» TASK OBJECTIVE:
Your task is to repeat the entries underneath exactly, minus the pictures.

» DATA RECORDS:
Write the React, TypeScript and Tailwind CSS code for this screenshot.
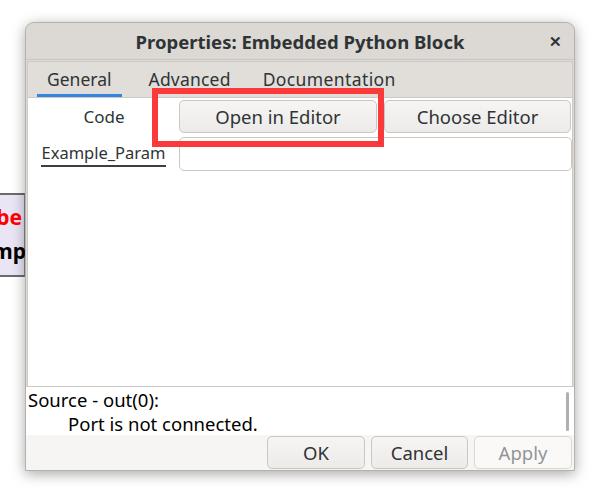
export default function App() {
  const font = { fontFamily: '"Noto Sans", "Open Sans", sans-serif' };
  return (
    <div className="relative w-[600px] h-[500px] bg-white overflow-hidden" style={font}>
      {/* block behind the dialog */}
      <div className="absolute left-[-60px] top-[193px] w-[85px] h-[84px] bg-[#e9e5f5] border-y-2 border-[#6b6b6b] border-r border-r-[#888]">
        <div className="absolute right-[2px] top-[12px] text-[21px] font-bold text-[#ff0000] leading-none">be</div>
        <div className="absolute right-[-2px] top-[46px] text-[21px] font-bold text-black leading-none">amp</div>
      </div>

      {/* dialog */}
      <div className="absolute left-[25px] top-[22px] w-[550px] h-[449px] flex flex-col bg-[#dedad6] border border-[#b5b1ad] rounded-t-[9px] shadow-[0_3px_14px_rgba(0,0,0,0.35)] text-[#2e3436]">
        {/* title bar */}
        <div className="relative h-[37px] shrink-0 flex items-center justify-center border-b border-[#c8c4c0] bg-[#dcd8d4] rounded-t-[9px]">
          <span className="text-[18.5px] font-bold pt-[1px]">Properties: Embedded Python Block</span>
          <span className="absolute right-[12px] top-[11px] text-[15px] font-bold leading-none">✕</span>
        </div>

        {/* notebook */}
        <div className="flex-1 flex flex-col mx-[1px] mt-[1px] border-x border-t border-[#cdc9c5] bg-[#e1ddd9]">
          <div className="h-[36px] shrink-0 flex items-end pl-[9px] text-[17.5px] border-b border-[#cdc9c5]">
            <div className="px-[10px] pt-[2px] h-full flex items-center border-b-[3px] border-[#3584e4]">General</div>
            <div className="ml-[16px] px-[11px] h-full flex items-center pt-[1px] pb-[2px] tracking-[0.2px]">Advanced</div>
            <div className="ml-[10px] px-[11px] h-full flex items-center pt-[1px] pb-[2px] tracking-[0.4px]">Documentation</div>
          </div>

          <div className="flex-1 bg-white flex flex-col text-[17px] pt-[1px]">
            <div className="flex items-center h-[35px]">
              <div className="w-[151px] text-center pl-[1px]">Code</div>
              <div className="flex-1 flex gap-[7px] pr-[1px] text-[18.5px]">
                <button className="w-[198px] h-[33px] rounded-[5px] border border-[#cdc7c2] bg-gradient-to-b from-[#f6f5f4] to-[#edebe9]">Open in Editor</button>
                <button className="flex-1 h-[33px] rounded-[5px] border border-[#cdc7c2] bg-gradient-to-b from-[#f6f5f4] to-[#edebe9]">Choose Editor</button>
              </div>
            </div>
            <div className="flex items-center h-[35px] mt-[2px]">
              <div className="w-[151px] flex justify-center">
                <span className="border-b-2 border-[#3b3f40] leading-[24px] text-[16.5px]">Example_Param</span>
              </div>
              <div className="flex-1 h-[34px] rounded-[5px] border border-[#cdc7c2] bg-white" />
            </div>
          </div>
        </div>

        {/* messages */}
        <div className="relative h-[49px] shrink-0 bg-white border-t border-[#cdc9c5] text-[18.5px] text-black leading-[24px] pl-[2px] pt-[1px]">
          <div>Source - out(0):</div>
          <div className="pl-[40px]">Port is not connected.</div>
          <div className="absolute right-[5px] top-[5px] w-[3px] h-[39px] rounded-full bg-[#b0b0b0]" />
        </div>

        {/* buttons */}
        <div className="h-[35px] shrink-0 bg-[#f6f5f4] flex justify-end items-start gap-[6px] pr-[2px] pt-[1px] text-[18.5px]">
          <button className="w-[98px] h-[33px] rounded-[5px] border border-[#cdc7c2] bg-gradient-to-b from-[#f6f5f4] to-[#edebe9]">OK</button>
          <button className="w-[97px] h-[33px] rounded-[5px] border border-[#cdc7c2] bg-gradient-to-b from-[#f6f5f4] to-[#edebe9]">Cancel</button>
          <button className="w-[98px] h-[33px] rounded-[5px] border border-[#dad6d2] bg-[#faf9f8] text-[#929595]">Apply</button>
        </div>
      </div>

      {/* annotation highlight */}
      <div className="absolute left-[152px] top-[88px] w-[232px] h-[59px] border-[6px] border-[#fa3a3a]" />
    </div>
  );
}
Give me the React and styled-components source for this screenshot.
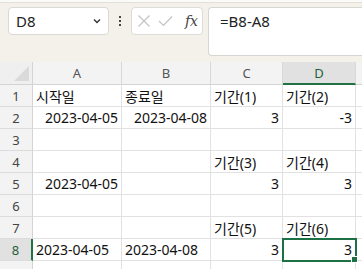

» OUTPUT FOR THIS TASK:
Write the React, TypeScript and Tailwind CSS code for this screenshot.
export default function App() {
  const font = { fontFamily: '"Noto Sans", "Open Sans", sans-serif' };
  return (
    <div className="relative w-[600px] h-[500px] bg-white overflow-hidden" style={font}>
      {/* block behind the dialog */}
      <div className="absolute left-[-60px] top-[193px] w-[85px] h-[84px] bg-[#e9e5f5] border-y-2 border-[#6b6b6b] border-r border-r-[#888]">
        <div className="absolute right-[2px] top-[12px] text-[21px] font-bold text-[#ff0000] leading-none">be</div>
        <div className="absolute right-[-2px] top-[46px] text-[21px] font-bold text-black leading-none">amp</div>
      </div>

      {/* dialog */}
      <div className="absolute left-[25px] top-[22px] w-[550px] h-[449px] flex flex-col bg-[#dedad6] border border-[#b5b1ad] rounded-t-[9px] shadow-[0_3px_14px_rgba(0,0,0,0.35)] text-[#2e3436]">
        {/* title bar */}
        <div className="relative h-[37px] shrink-0 flex items-center justify-center border-b border-[#c8c4c0] bg-[#dcd8d4] rounded-t-[9px]">
          <span className="text-[18.5px] font-bold pt-[1px]">Properties: Embedded Python Block</span>
          <span className="absolute right-[12px] top-[11px] text-[15px] font-bold leading-none">✕</span>
        </div>

        {/* notebook */}
        <div className="flex-1 flex flex-col mx-[1px] mt-[1px] border-x border-t border-[#cdc9c5] bg-[#e1ddd9]">
          <div className="h-[36px] shrink-0 flex items-end pl-[9px] text-[17.5px] border-b border-[#cdc9c5]">
            <div className="px-[10px] pt-[2px] h-full flex items-center border-b-[3px] border-[#3584e4]">General</div>
            <div className="ml-[16px] px-[11px] h-full flex items-center pt-[1px] pb-[2px] tracking-[0.2px]">Advanced</div>
            <div className="ml-[10px] px-[11px] h-full flex items-center pt-[1px] pb-[2px] tracking-[0.4px]">Documentation</div>
          </div>

          <div className="flex-1 bg-white flex flex-col text-[17px] pt-[1px]">
            <div className="flex items-center h-[35px]">
              <div className="w-[151px] text-center pl-[1px]">Code</div>
              <div className="flex-1 flex gap-[7px] pr-[1px] text-[18.5px]">
                <button className="w-[198px] h-[33px] rounded-[5px] border border-[#cdc7c2] bg-gradient-to-b from-[#f6f5f4] to-[#edebe9]">Open in Editor</button>
                <button className="flex-1 h-[33px] rounded-[5px] border border-[#cdc7c2] bg-gradient-to-b from-[#f6f5f4] to-[#edebe9]">Choose Editor</button>
              </div>
            </div>
            <div className="flex items-center h-[35px] mt-[2px]">
              <div className="w-[151px] flex justify-center">
                <span className="border-b-2 border-[#3b3f40] leading-[24px] text-[16.5px]">Example_Param</span>
              </div>
              <div className="flex-1 h-[34px] rounded-[5px] border border-[#cdc7c2] bg-white" />
            </div>
          </div>
        </div>

        {/* messages */}
        <div className="relative h-[49px] shrink-0 bg-white border-t border-[#cdc9c5] text-[18.5px] text-black leading-[24px] pl-[2px] pt-[1px]">
          <div>Source - out(0):</div>
          <div className="pl-[40px]">Port is not connected.</div>
          <div className="absolute right-[5px] top-[5px] w-[3px] h-[39px] rounded-full bg-[#b0b0b0]" />
        </div>

        {/* buttons */}
        <div className="h-[35px] shrink-0 bg-[#f6f5f4] flex justify-end items-start gap-[6px] pr-[2px] pt-[1px] text-[18.5px]">
          <button className="w-[98px] h-[33px] rounded-[5px] border border-[#cdc7c2] bg-gradient-to-b from-[#f6f5f4] to-[#edebe9]">OK</button>
          <button className="w-[97px] h-[33px] rounded-[5px] border border-[#cdc7c2] bg-gradient-to-b from-[#f6f5f4] to-[#edebe9]">Cancel</button>
          <button className="w-[98px] h-[33px] rounded-[5px] border border-[#dad6d2] bg-[#faf9f8] text-[#929595]">Apply</button>
        </div>
      </div>

      {/* annotation highlight */}
      <div className="absolute left-[152px] top-[88px] w-[232px] h-[59px] border-[6px] border-[#fa3a3a]" />
    </div>
  );
}
Give me the React and styled-components source for this screenshot.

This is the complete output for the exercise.